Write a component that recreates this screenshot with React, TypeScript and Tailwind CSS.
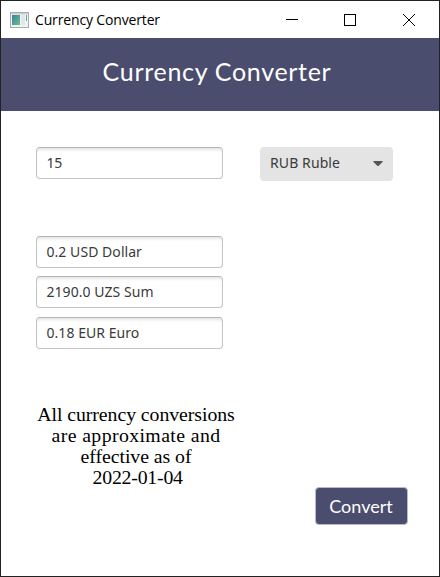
const fieldClass =
  "flex h-8 w-[187px] items-center rounded-[4px] border border-[#c4c4c4] border-t-[#b5b5b5] bg-white pb-px pl-[9.5px] text-[14px] text-[#3a3a3a] shadow-[inset_0_3px_3px_-1px_#e6e6e6]";

function Field({ value, spacing }: { value: string; spacing: string }) {
  return (
    <div className={fieldClass}>
      <span className={`whitespace-nowrap ${spacing}`}>{value}</span>
    </div>
  );
}

function AppIcon() {
  return (
    <svg width="19" height="16" viewBox="0 0 19 16">
      <defs>
        <linearGradient id="pane" x1="0" y1="0" x2="1" y2="1">
          <stop offset="0" stopColor="#397f9f" />
          <stop offset="1" stopColor="#6cc18c" />
        </linearGradient>
      </defs>
      <rect x="0.5" y="0.5" width="18" height="15" fill="#f2f2f2" stroke="#a7adb3" />
      <rect x="1" y="1" width="17" height="1.5" fill="#c9cdd1" />
      <rect x="2" y="3" width="8" height="10" fill="url(#pane)" />
      <rect x="11" y="3" width="4" height="10" fill="#e4e5e8" />
      <rect x="16" y="3" width="1" height="6" fill="#5fae91" />
    </svg>
  );
}

export default function App() {
  return (
    <div className="flex h-[577px] w-[440px] flex-col border border-[#222222] bg-white font-['Noto_Sans','Open_Sans',sans-serif]">
      <div className="flex h-[37px] shrink-0 items-center pl-[9px]">
        <AppIcon />
        <span className="ml-[6px] whitespace-nowrap font-['Open_Sans',sans-serif] text-[14px] tracking-[-0.15px] text-black">
          Currency Converter
        </span>
        <svg className="ml-auto mr-[24px]" width="130" height="12" viewBox="0 0 130 12" shapeRendering="crispEdges">
          <path d="M1 5.5H13" stroke="#000" />
          <rect x="59.5" y="0.5" width="11" height="11" fill="none" stroke="#000" />
          <path d="M118 0L130 12M130 0L118 12" stroke="#000" shapeRendering="auto" />
        </svg>
      </div>

      <header className="flex h-[73px] shrink-0 items-start justify-center bg-[#4a4d6d] pr-[6px] pt-4">
        <h1 className="whitespace-nowrap font-['Lato',sans-serif] text-[25px] leading-[34px] tracking-[0.7px] text-white">
          Currency Converter
        </h1>
      </header>

      <main className="flex flex-1 flex-col pl-[35px]">
        <div className="mt-9 flex items-start gap-[37px]">
          <Field value="15" spacing="tracking-[-0.2px]" />
          <button className="flex h-[34px] w-[133px] items-center justify-between rounded-[4px] bg-[#e4e4e4] pb-[2px] pl-[10px] pr-[10px] text-[14px] text-[#3a3a3a]">
            <span className="mb-px whitespace-nowrap tracking-[0.1px]">RUB Ruble</span>
            <svg width="10" height="5" viewBox="0 0 10 5">
              <path d="M0.5 0H9.5Q10 .5 9.5 1L5.5 5H4.5L.5 1Q0 .5 .5 0Z" fill="#555" />
            </svg>
          </button>
        </div>

        <div className="mt-[54px] flex flex-col pt-[0.5px]">
          <Field value="0.2 USD Dollar" spacing="tracking-[0.05px]" />
          <div className="mt-2">
            <Field value="2190.0 UZS Sum" spacing="tracking-[0.05px]" />
          </div>
          <div className="mt-[9px]">
            <Field value="0.18 EUR Euro" spacing="tracking-[0.05px]" />
          </div>
        </div>

        <div className="mt-[56.5px] flex w-[200px] origin-center scale-x-[1.1] flex-col items-center font-['Liberation_Serif',serif] text-[18px] leading-[21px] text-black">
          <span className="whitespace-nowrap tracking-[-0.06px]">All currency conversions</span>
          <span className="whitespace-nowrap tracking-[0.35px]">are approximate and</span>
          <span className="whitespace-nowrap tracking-[-0.05px]">effective as of</span>
          <span className="ml-[3px] whitespace-nowrap tracking-[-0.2px]">2022-01-04</span>
        </div>

        <button className="mr-[31px] mt-[-2px] flex h-[38px] w-[93px] items-center justify-center self-end rounded-[4px] border border-[#b9bacb] bg-[#4a4d6d] pr-px font-['Lato',sans-serif] text-[18px] text-white">
          Convert
        </button>
      </main>
    </div>
  );
}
◆ ◆ ◆ ◆
Leaving the pictures aside, transcribe the entire listing exactly.

Write a component that recreates this screenshot with React, TypeScript and Tailwind CSS.
const fieldClass =
  "flex h-8 w-[187px] items-center rounded-[4px] border border-[#c4c4c4] border-t-[#b5b5b5] bg-white pb-px pl-[9.5px] text-[14px] text-[#3a3a3a] shadow-[inset_0_3px_3px_-1px_#e6e6e6]";

function Field({ value, spacing }: { value: string; spacing: string }) {
  return (
    <div className={fieldClass}>
      <span className={`whitespace-nowrap ${spacing}`}>{value}</span>
    </div>
  );
}

function AppIcon() {
  return (
    <svg width="19" height="16" viewBox="0 0 19 16">
      <defs>
        <linearGradient id="pane" x1="0" y1="0" x2="1" y2="1">
          <stop offset="0" stopColor="#397f9f" />
          <stop offset="1" stopColor="#6cc18c" />
        </linearGradient>
      </defs>
      <rect x="0.5" y="0.5" width="18" height="15" fill="#f2f2f2" stroke="#a7adb3" />
      <rect x="1" y="1" width="17" height="1.5" fill="#c9cdd1" />
      <rect x="2" y="3" width="8" height="10" fill="url(#pane)" />
      <rect x="11" y="3" width="4" height="10" fill="#e4e5e8" />
      <rect x="16" y="3" width="1" height="6" fill="#5fae91" />
    </svg>
  );
}

export default function App() {
  return (
    <div className="flex h-[577px] w-[440px] flex-col border border-[#222222] bg-white font-['Noto_Sans','Open_Sans',sans-serif]">
      <div className="flex h-[37px] shrink-0 items-center pl-[9px]">
        <AppIcon />
        <span className="ml-[6px] whitespace-nowrap font-['Open_Sans',sans-serif] text-[14px] tracking-[-0.15px] text-black">
          Currency Converter
        </span>
        <svg className="ml-auto mr-[24px]" width="130" height="12" viewBox="0 0 130 12" shapeRendering="crispEdges">
          <path d="M1 5.5H13" stroke="#000" />
          <rect x="59.5" y="0.5" width="11" height="11" fill="none" stroke="#000" />
          <path d="M118 0L130 12M130 0L118 12" stroke="#000" shapeRendering="auto" />
        </svg>
      </div>

      <header className="flex h-[73px] shrink-0 items-start justify-center bg-[#4a4d6d] pr-[6px] pt-4">
        <h1 className="whitespace-nowrap font-['Lato',sans-serif] text-[25px] leading-[34px] tracking-[0.7px] text-white">
          Currency Converter
        </h1>
      </header>

      <main className="flex flex-1 flex-col pl-[35px]">
        <div className="mt-9 flex items-start gap-[37px]">
          <Field value="15" spacing="tracking-[-0.2px]" />
          <button className="flex h-[34px] w-[133px] items-center justify-between rounded-[4px] bg-[#e4e4e4] pb-[2px] pl-[10px] pr-[10px] text-[14px] text-[#3a3a3a]">
            <span className="mb-px whitespace-nowrap tracking-[0.1px]">RUB Ruble</span>
            <svg width="10" height="5" viewBox="0 0 10 5">
              <path d="M0.5 0H9.5Q10 .5 9.5 1L5.5 5H4.5L.5 1Q0 .5 .5 0Z" fill="#555" />
            </svg>
          </button>
        </div>

        <div className="mt-[54px] flex flex-col pt-[0.5px]">
          <Field value="0.2 USD Dollar" spacing="tracking-[0.05px]" />
          <div className="mt-2">
            <Field value="2190.0 UZS Sum" spacing="tracking-[0.05px]" />
          </div>
          <div className="mt-[9px]">
            <Field value="0.18 EUR Euro" spacing="tracking-[0.05px]" />
          </div>
        </div>

        <div className="mt-[56.5px] flex w-[200px] origin-center scale-x-[1.1] flex-col items-center font-['Liberation_Serif',serif] text-[18px] leading-[21px] text-black">
          <span className="whitespace-nowrap tracking-[-0.06px]">All currency conversions</span>
          <span className="whitespace-nowrap tracking-[0.35px]">are approximate and</span>
          <span className="whitespace-nowrap tracking-[-0.05px]">effective as of</span>
          <span className="ml-[3px] whitespace-nowrap tracking-[-0.2px]">2022-01-04</span>
        </div>

        <button className="mr-[31px] mt-[-2px] flex h-[38px] w-[93px] items-center justify-center self-end rounded-[4px] border border-[#b9bacb] bg-[#4a4d6d] pr-px font-['Lato',sans-serif] text-[18px] text-white">
          Convert
        </button>
      </main>
    </div>
  );
}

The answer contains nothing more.